Joe Stiglitz talks about the insanity of a Republican policy that would take food away from the poor to subsidize the rich:
Given the inadequacies of the existing programs to combat hunger and poor nutrition, and given the magnitude of poverty in the aftermath of the Great Recession, one might have thought that the natural response of our political leaders would be to expand programs enhancing food security. But the members of the Republican caucus in the House of Representatives see things differently. They seem to want to blame the victims — the poor who have been provided an inadequate public education and so lack marketable skills, and those who earnestly seek work, but can’t find any, because of an economic system that has stalled, with almost one out of seven Americans who would like to find full-time employment still unable to obtain it. Far from alleviating the impacts of these problems, the Republicans’ proposal would reinforce privation and inequalities.
And the calamitous effects of the Republicans’ proposal will reach even beyond our borders.
Viewed from a larger perspective, the farming subsidies, combined with the cutbacks in food stamps, increase global poverty and hunger. This is because, with American consumption diminished from what it otherwise would be and production increased, food exports will inevitably increase. Greater exports drive down global prices, hurting poor farmers around the world. Agriculture is the main source of livelihood for the 70 percent of the world’s poor living in rural areas, who overwhelmingly reside in developing countries.
The adoption of the House Republicans’ plan will reverberate in our economy through several channels. One is simply that poor families with diminished resources will tamp down growth. More pernicious is that the Republicans’ farm bill would deepen inequality — and not just through the immediate giveaways to wealthy farmers and corresponding cuts to the poor. Children with poor nutrition — whether they are hungry or ill because of bad diets — do not learn as well as those who are better fed.By cutting back on food stamps, we are ensuring the perpetuation of inequality, and at that, one of its worst manifestations: the inequality of opportunity. When it comes to opportunity, America is doing an alarmingly bad job, as I’ve written before in this series. We are endangering our future because there will be a large coterie of people at the bottom who will not live up to their potential, who will not be able to make the contribution that they could have made, to the prosperity of the country as a whole.
All of this exposes the Republicans’ argument in favor of these food policies — a concern for our future, particularly the impact of the national debt on our children — as a dishonest and deeply cynical pretense. Not only has the intellectual undergirding of debt fetishism been knocked out (with the debunking of work by the Harvard economists Carmen M. Reinhart and Kenneth S. Rogoff that tied slowed growth to debt-to-G.D.P. ratios above 90 percent). The Republicans’ farm bill also clearly harms both America’s children and the world’s in a variety of ways.

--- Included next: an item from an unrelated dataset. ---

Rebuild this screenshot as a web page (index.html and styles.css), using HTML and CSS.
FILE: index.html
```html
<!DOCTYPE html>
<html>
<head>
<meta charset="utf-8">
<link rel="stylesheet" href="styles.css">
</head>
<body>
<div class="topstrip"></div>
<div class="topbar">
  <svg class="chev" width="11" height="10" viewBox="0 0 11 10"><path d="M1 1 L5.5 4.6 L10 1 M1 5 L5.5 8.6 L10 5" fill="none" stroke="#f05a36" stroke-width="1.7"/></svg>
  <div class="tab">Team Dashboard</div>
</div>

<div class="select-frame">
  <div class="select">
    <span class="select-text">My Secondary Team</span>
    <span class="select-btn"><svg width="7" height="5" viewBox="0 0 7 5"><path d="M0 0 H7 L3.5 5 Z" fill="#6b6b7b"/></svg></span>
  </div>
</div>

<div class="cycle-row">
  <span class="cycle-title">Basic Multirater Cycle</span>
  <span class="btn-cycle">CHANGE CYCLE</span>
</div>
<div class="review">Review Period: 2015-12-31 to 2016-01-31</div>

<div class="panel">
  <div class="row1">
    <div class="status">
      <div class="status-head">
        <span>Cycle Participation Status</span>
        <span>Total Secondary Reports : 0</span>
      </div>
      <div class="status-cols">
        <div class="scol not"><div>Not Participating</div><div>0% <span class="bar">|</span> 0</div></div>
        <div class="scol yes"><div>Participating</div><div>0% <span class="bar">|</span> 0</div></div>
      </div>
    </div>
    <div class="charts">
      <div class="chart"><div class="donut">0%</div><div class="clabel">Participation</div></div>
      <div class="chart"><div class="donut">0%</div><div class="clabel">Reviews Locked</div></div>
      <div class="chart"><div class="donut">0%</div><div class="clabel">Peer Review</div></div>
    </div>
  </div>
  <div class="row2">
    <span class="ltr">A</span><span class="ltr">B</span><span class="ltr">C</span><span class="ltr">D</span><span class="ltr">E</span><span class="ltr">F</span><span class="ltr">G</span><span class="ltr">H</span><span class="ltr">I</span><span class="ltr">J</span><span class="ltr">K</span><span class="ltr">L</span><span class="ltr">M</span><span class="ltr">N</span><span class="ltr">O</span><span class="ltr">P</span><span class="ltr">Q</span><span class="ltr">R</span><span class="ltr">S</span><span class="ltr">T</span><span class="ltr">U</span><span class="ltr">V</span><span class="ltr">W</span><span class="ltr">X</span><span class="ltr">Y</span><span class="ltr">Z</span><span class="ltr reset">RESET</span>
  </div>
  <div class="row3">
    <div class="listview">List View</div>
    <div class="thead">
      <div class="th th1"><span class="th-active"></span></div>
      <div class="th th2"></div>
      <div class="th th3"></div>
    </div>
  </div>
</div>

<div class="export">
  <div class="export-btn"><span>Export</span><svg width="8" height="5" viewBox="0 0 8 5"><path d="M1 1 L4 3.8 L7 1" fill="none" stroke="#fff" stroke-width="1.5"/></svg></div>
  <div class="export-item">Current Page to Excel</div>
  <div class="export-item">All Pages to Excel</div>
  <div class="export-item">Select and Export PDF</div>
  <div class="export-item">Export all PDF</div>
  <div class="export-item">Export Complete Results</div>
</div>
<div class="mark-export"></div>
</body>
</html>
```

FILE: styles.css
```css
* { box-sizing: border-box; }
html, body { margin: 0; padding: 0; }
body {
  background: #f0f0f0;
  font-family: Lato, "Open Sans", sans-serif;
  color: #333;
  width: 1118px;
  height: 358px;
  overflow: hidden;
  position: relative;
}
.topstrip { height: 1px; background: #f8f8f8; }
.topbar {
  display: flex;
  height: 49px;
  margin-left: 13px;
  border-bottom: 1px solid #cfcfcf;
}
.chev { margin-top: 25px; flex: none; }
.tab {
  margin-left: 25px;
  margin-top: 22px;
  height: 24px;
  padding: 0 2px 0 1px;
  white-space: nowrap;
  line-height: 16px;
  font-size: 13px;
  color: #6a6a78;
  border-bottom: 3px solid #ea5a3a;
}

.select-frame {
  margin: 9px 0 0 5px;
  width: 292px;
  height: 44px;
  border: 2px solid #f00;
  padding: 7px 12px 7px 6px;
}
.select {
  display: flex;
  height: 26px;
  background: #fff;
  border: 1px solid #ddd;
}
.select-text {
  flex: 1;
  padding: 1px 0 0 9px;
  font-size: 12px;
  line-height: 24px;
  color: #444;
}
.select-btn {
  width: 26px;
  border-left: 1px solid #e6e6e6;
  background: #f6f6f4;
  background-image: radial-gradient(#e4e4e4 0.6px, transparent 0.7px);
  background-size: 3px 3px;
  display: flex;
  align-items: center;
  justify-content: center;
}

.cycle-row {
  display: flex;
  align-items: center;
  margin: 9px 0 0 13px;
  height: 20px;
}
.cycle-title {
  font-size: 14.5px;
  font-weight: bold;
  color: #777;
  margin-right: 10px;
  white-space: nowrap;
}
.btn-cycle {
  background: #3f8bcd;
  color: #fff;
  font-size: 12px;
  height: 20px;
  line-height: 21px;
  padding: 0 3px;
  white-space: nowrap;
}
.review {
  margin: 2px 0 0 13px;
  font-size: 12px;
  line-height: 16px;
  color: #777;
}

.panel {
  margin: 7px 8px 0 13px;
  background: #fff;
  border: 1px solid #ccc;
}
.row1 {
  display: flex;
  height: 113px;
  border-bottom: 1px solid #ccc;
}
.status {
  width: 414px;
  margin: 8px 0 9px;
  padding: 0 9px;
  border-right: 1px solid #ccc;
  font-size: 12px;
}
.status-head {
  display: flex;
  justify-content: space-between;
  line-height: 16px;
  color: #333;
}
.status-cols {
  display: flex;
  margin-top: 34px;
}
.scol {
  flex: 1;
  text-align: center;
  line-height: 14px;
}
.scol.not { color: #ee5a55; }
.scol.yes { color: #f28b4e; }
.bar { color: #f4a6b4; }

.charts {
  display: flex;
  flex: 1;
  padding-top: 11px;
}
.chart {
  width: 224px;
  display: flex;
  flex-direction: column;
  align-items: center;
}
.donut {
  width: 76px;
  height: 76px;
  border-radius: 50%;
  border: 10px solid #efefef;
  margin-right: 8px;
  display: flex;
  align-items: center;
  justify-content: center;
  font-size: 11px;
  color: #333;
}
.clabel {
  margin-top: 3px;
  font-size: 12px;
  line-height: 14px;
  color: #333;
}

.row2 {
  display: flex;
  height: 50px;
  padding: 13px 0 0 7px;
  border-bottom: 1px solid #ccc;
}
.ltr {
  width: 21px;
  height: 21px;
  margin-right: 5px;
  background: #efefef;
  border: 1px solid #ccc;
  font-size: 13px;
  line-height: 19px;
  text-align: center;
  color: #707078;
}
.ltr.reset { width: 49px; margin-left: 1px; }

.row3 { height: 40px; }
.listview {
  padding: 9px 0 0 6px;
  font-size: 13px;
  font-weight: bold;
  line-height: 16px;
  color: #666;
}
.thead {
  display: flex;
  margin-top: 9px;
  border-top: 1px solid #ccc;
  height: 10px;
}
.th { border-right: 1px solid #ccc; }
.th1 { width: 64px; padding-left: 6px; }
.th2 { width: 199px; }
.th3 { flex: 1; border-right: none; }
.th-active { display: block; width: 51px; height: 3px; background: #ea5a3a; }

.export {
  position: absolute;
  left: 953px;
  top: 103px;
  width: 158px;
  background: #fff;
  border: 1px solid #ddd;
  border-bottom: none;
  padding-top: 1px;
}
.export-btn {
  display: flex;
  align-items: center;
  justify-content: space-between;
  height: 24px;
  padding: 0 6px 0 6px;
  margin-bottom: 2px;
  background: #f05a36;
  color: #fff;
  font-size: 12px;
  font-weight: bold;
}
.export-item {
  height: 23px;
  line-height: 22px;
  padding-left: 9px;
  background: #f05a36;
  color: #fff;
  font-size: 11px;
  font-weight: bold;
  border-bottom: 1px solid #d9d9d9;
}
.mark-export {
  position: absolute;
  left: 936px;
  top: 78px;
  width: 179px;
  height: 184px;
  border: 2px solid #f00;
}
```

For these proposals to become law would be a moral and economic failure for the country.

Why do some people pull the wings off of flies?
Because they can.
With unions largely broken, why do many employers abuse their workers, or keep wages down even if production rises?
Because they can.
Why do Republicans abuse the needy, poor, and hungry?
Because they can. And also because they are putting themselves in a position of judgement, as we enter what they view as ‘End Times’. These poor and hungry are that way because they have sinned, and the Republicans are simply helping out the Almighty as we get to Judgement Day.
From a site discussing Charles Dickens and “A Christmas Carol”:
“…Dickens introduces these children in A Christmas Carol through the allegorical twins, Ignorance and Want. The Ghost of Christmas Present shows them, wretched and almost animal in appearance, to Scrooge with the warning: “This boy is Ignorance. This girl is Want. Beware them both, and all of their degree, but most of all beware this boy, for on his brow I see that written which is Doom, unless the writing be erased.”…”
In their infinite wisdom, the Republicans trifle with Doom.